At the gate you follow a faint path uphill on the left by the side of a fence, through bracken at first up to a small rise from where you can see the task ahead. It is green and steep and wet, a slight depression at first takes you through swampy reedy ground, today was a good day to find out my boots are extremely waterproof. Then it is a pure slog, steep wet grass that seems to go on forever, all wrapped up against the rain makes it warm work.

There is no rest from the slope, it gets steeper and the rain falls harder driven by an increasingly strong wind, it feels as hard as hailstones when it hits your face. After the steepest part of the climb you get to a wide flat and even wetter area, we decided to cross the fence and head across the plateau towards the ridge and the wind blew stronger. Some hills might be short of height but they can be bulky and they certainly don't give their summits away, it was hard going through the windy weather over the wet ground.

Then we reached the short summit ridge, the rain stopped and there was something of a view, peat bogs on the other side of the ridge and the rain on the hills in the distance.

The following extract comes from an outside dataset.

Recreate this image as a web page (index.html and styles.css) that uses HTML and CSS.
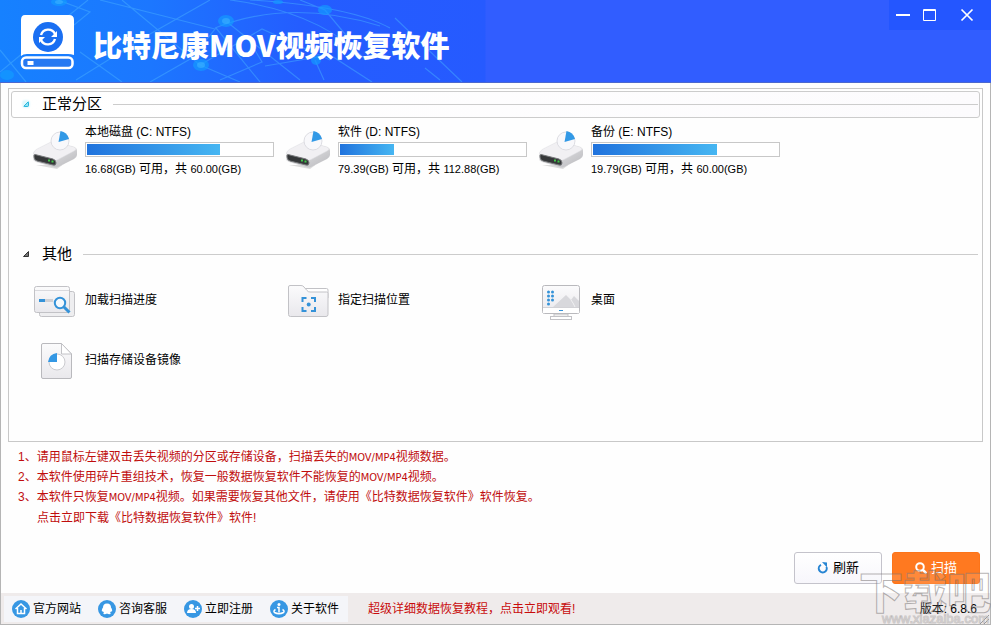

After all that wet grass the summit is a delightful rocky crown with its own little cairn and at least three fences meet there coming in from different directions.

A bit of visibility showed us the way we should have come and we followed one of the fences to the largest of the lochans on the plateau, the ground wasn't any drier this way. Following the fence over the wet grass we eventually got to the place where we had crossed it on the way up. The steep grass has its own difficulties going down but it certainly felt quicker and easier than going up.

Back at the river there was ever more water rushing downwards, back at the car park the sun came out for a short time while we got out of our wet gear. Lunch was eaten inside the car as the rain returned with a vengeance and it didn't stop raining until three hours later when I got south of the Lake District.

As usual, an interesting and entertaining weekend in Scotland.